当我们出发的时候会发现:有无数个口岸、无数条船,还有无数条路线……我该去向何方?
既要过美好的人生,又要为创立一个更美好的世界作贡献。
美好的人生,需要朝向自我的教育;
美好的世界,需要面向他人的教育。
我的人生最重要的收获,是能够从他人的人生中汲取营养,起先是伟人、名人,是精神上光明俊伟的人,后来是常人、平凡人、普通人,再后来是对手、敌人……

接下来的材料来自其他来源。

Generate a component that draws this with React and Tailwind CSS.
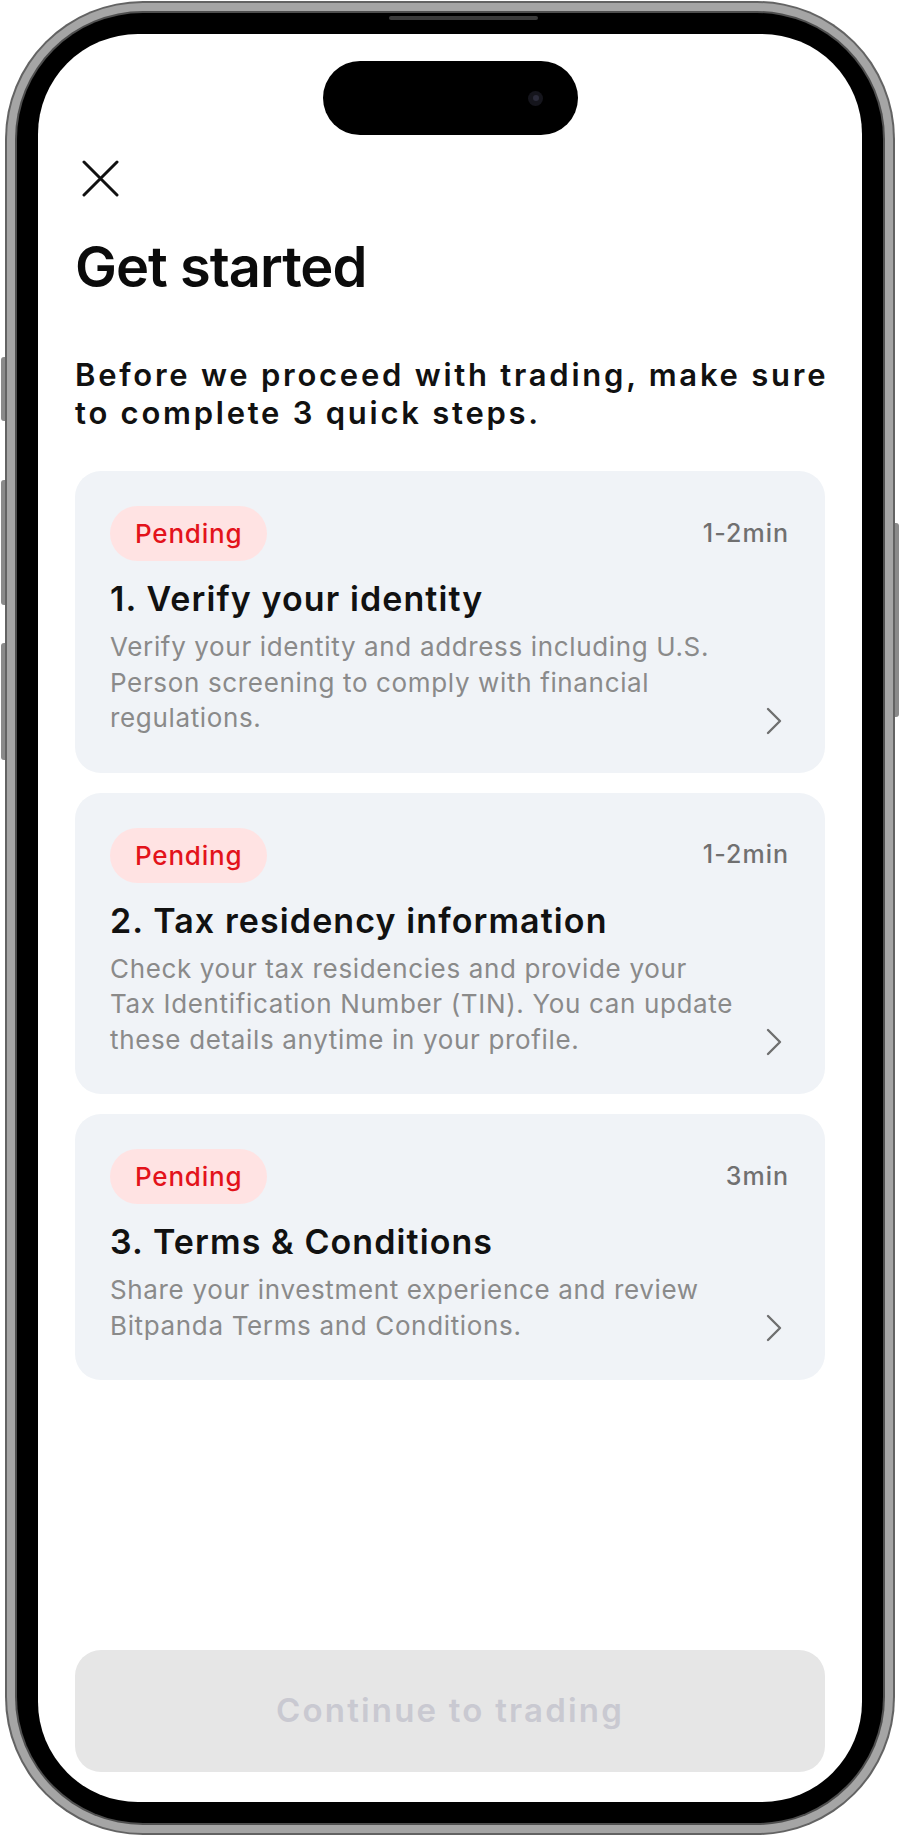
import React from 'react'

const steps = [
  {
    time: '1-2min',
    title: '1. Verify your identity',
    lines: ['Verify your identity and address including U.S.', 'Person screening to comply with financial', 'regulations.'],
  },
  {
    time: '1-2min',
    title: '2. Tax residency information',
    lines: ['Check your tax residencies and provide your', 'Tax Identification Number (TIN). You can update', 'these details anytime in your profile.'],
  },
  {
    time: '3min',
    title: '3. Terms & Conditions',
    lines: ['Share your investment experience and review', 'Bitpanda Terms and Conditions.'],
  },
]

function StepCard({ step }) {
  return (
    <div className="rounded-[26px] bg-[#f0f3f7] pl-[35px] pr-[36px] pt-[35px] pb-[37px]">
      <div className="flex items-center justify-between">
        <span className="inline-flex h-[55px] items-center rounded-full bg-[#ffe3e3] px-[25px] text-[26px] font-medium tracking-[0.8px] text-[#e3131b]">
          Pending
        </span>
        <span className="text-[25px] font-medium tracking-[1px] text-[#707070]">{step.time}</span>
      </div>
      <h2 className="mt-[17px] text-[34px] font-semibold leading-[42px] tracking-[1.1px] text-[#111]">{step.title}</h2>
      <div className="mt-[9px] flex items-end justify-between">
        <p className="text-[26px] leading-[35.5px] tracking-[0.65px] text-[#8a8a8a]">
          {step.lines.map((l, i) => (
            <span key={i} className="block whitespace-nowrap">{l}</span>
          ))}
        </p>
        <svg width="18" height="28" viewBox="0 0 18 28" className="mr-[6px] mb-[1px]" fill="none">
          <path d="M3 2 L15 14 L3 26" stroke="#6f6f6f" strokeWidth="2.4" strokeLinecap="round" strokeLinejoin="round" />
        </svg>
      </div>
    </div>
  )
}

export default function App() {
  return (
    <div className="relative h-[1836px] w-[900px] overflow-hidden bg-white font-['Inter','Noto_Sans',sans-serif]">
      {/* side buttons */}
      <div className="absolute left-[1px] top-[357px] h-[64px] w-[6px] rounded-l-[3px] bg-[#8a8a8a]" />
      <div className="absolute left-[1px] top-[480px] h-[125px] w-[6px] rounded-l-[3px] bg-[#8a8a8a]" />
      <div className="absolute left-[1px] top-[643px] h-[117px] w-[6px] rounded-l-[3px] bg-[#8a8a8a]" />
      <div className="absolute right-[1px] top-[523px] h-[194px] w-[6px] rounded-r-[3px] bg-[#8a8a8a]" />

      <div className="relative ml-[5px] mt-[1px] h-[1834px] w-[890px] rounded-[138px] bg-[#636363] p-[2px]">
        <div className="h-full w-full rounded-[136px] bg-[#a5a5a5] p-[8px]">
          <div className="h-full w-full rounded-[128px] bg-[#4f4f4f] p-[2px]">
            <div className="relative h-full w-full rounded-[126px] bg-black p-[21px]">
              <div className="absolute left-[372px] top-[3px] h-[4px] w-[149px] rounded-full bg-[#3c3c3c]" />
              <div className="relative flex h-full w-full flex-col overflow-hidden rounded-[100px] bg-white">
                {/* dynamic island */}
                <div className="absolute left-[285px] top-[27px] flex h-[74px] w-[255px] items-center justify-end rounded-full bg-black pr-[35px]">
                  <div className="flex h-[15px] w-[15px] items-center justify-center rounded-full bg-[#15151c]">
                    <div className="h-[6px] w-[6px] rounded-full bg-[#2b2b3a]" />
                  </div>
                </div>

                <div className="px-[37px]">
                  <svg width="37" height="37" viewBox="0 0 37 37" className="ml-[7px] mt-[126px]" fill="none">
                    <path d="M2 2 L35 35 M35 2 L2 35" stroke="#111" strokeWidth="3" strokeLinecap="round" />
                  </svg>
                  <h1 className="mt-[38px] text-[56px] font-semibold leading-[64px] tracking-[-1px] text-[#0b0b0b]">Get started</h1>
                  <p className="mt-[57px] text-[31px] font-semibold leading-[38px] tracking-[2.75px] text-[#111]">
                    <span className="block whitespace-nowrap">Before we proceed with trading, make sure</span>
                    <span className="block whitespace-nowrap">to complete 3 quick steps.</span>
                  </p>
                  <div className="mt-[39px] flex flex-col gap-[20px]">
                    {steps.map((s, i) => (
                      <StepCard key={i} step={s} />
                    ))}
                  </div>
                </div>

                <button className="mx-[37px] mb-[30px] mt-auto flex h-[122px] items-center justify-center rounded-[26px] bg-[#e6e6e6] text-[33px] font-semibold tracking-[2.2px] text-[#c9c9d1]">
                  Continue to trading
                </button>
              </div>
            </div>
          </div>
        </div>
      </div>
    </div>
  )
}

最后,是一切人的人生,它们都不同程度地变成我的学习对象,都以不同方式化为我的人生。
这是人生中的教育教会我的人生原则和习惯:
不轻易对别人的立场、观点作出否定判断,不随意轻视、蔑视、针砭和排斥某一个人,并因此显出我的人生的“与众不同”、“高人一等”。
除了自己的学生之外,不以教育者的姿态对别人施以“谆谆告诫”。
这是一件非常困难的事情,我常常在不经意间违反这一原则。
但我总是能对自己的违反,保持清醒自知和自我反思的态度。
少办贵族学校,多办高贵的教育。
高贵的教育,给予高贵的人生。
这是被“灵魂”界定的高贵,而不是被“财富”和“权力”界定的高贵。
走向这样的高贵,是古典时代的教育留给人类的珍稀遗产。
我们已经有很多年没有听到“高贵”的声音在这个时代的教育中回响。
当一个人趋近死亡,他可能会追忆些什么,如果此时此刻他过去所受过的教育也成为追忆的一部分,这样的教育,是成功的教育。